Users that need to extend the software first need to be able to build it. If they can't they can't test their changes or send in patches. A good worst-case example is Zimbra. Fortunately it's fairly easy to streamline the build process:

  • Document the build process properly in one place. Link to external resources where appropriate. In any case, the user should not need to hunt for instructions.
  • Use open source compilers, build tools, version control systems and programming languages.
  • Use a well-known series build steps whenever possible (e.g. mvn install or ./configure && make && make install).
  • Minimize the number of unnecessary external dependencies.
  • Use build dependencies with relatively stable APIs (as mentioned here).
  • Document all build- and runtime dependencies properly.
  • If the application is isolated from the rest of the system, consider providing build dependency packages which save community developers a lot of time.
  • Make sure the build system can be easily replicated even on different OS platforms: this helps spot and fix environment-specific parts.

A smooth build process ensures that the maximum amount of users are able to use and build your software, and later hopefully contribute something back.

Development barriers Edit

There are a few things that make it more difficult for users to change the code in a useful fashion:

  • Use of uncommon programming languages (as mentioned here
  • Use of multiple programming languages at the same time
  • Modularity of the codebase (e.g. simple extension points)
  • Complexity of codebase

Contribution barriers Edit

Once the user has changed the code, there are potentially still some technical barriers in the way.
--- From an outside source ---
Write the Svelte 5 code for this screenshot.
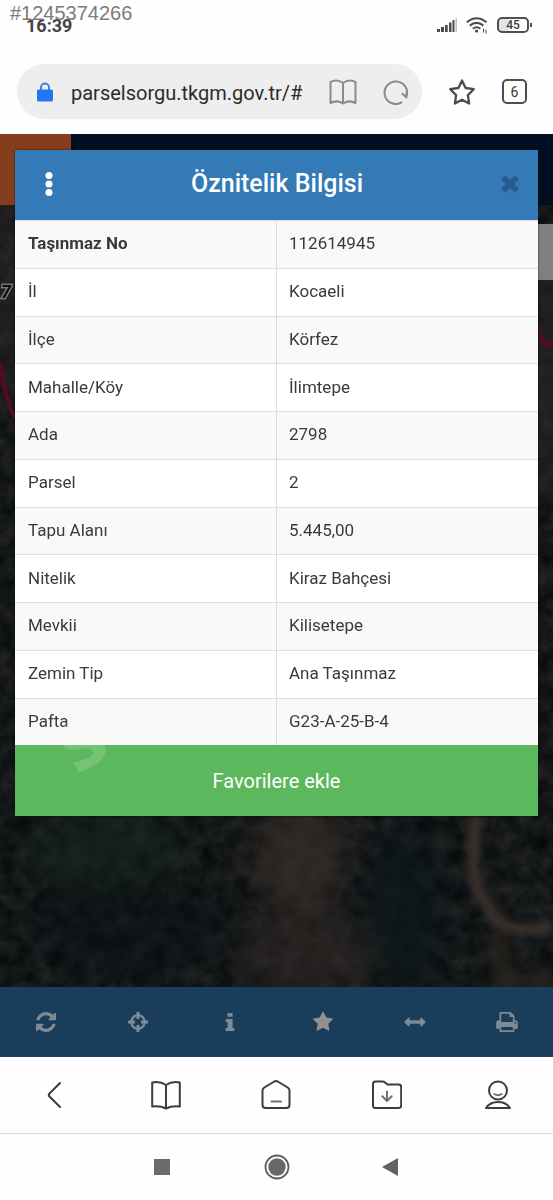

For example:

  • Requiring users to base their patches on latest development code. While this is generally a good idea, it forces some contributors to learn a version control system they're not familiar with. It's probably a good idea to be flexible with one-time contributors.
  • Requiring bug/patch tracker registration or mailing list subscription before submitting patches. Again, in general this is a good idea, so that contributors can be traced back, e.g. if the patch needs modifications. However, there should be a more light-weight option, e.g. an IRC channel where users can post links to their patches.
  • Lack of communication and contribution tools (e.g. trackers, mailing lists and wikis)
  • Lack of documentation on how to contribute

A good example of contribution barriers is the late SSL-Explorer project.

Case studies Edit

Zimbra Edit

A good worst-case example for almost all build barriers is the Zimbra build process shortly after the FRANKLIN release. The build process had a number of problems, which the author of this article had to cope with:

  • Buildsystem bugs
    • Build system was highly specialized and only usable for building Zimbra. That said, given Zimbra's architecture, there were really no alternatives.
    • Total of 9 buildsystem bugs were encountered, many of which prevented building entirely. Clearly no attempt had been made to make the build system universally usable. In fact, it looked as if the company only had a single build computer sitting somewhere, and it had not been touched for a long while.
  • Multi-stage build process
    • Build process was extremely complicated in general
    • Several different build tools were used, e.g. autotools (for some dependencies) and Apache Ant (for Zimbra itself).
  • Lack of documentation
    • The instructions for getting the source code were for the most part obsolete
    • Build process was very poorly documented and scattered around the Internet and to various README/INSTALL files
    • The documentation that was available was written by the community developers, not by Zimbra employees
    • There were tons of undocumented or poorly documented build- and runtime dependencies
  • Proprietary version control system (Perforce)
    • Use of a Perforce version control system and a single guest account meant that only one person could download the sources at the same time. Occasionally this meant that downloading the sources was interrupted in the middle, when somebody else connected with the same user account.
    • The Perforce repository was occasionally down for days
    • It was only possible to get the latest development code (HEAD) from the Perforce repository. Checking out code belonging to a certain release (e.g. FRANKLIN) or branch was impossible.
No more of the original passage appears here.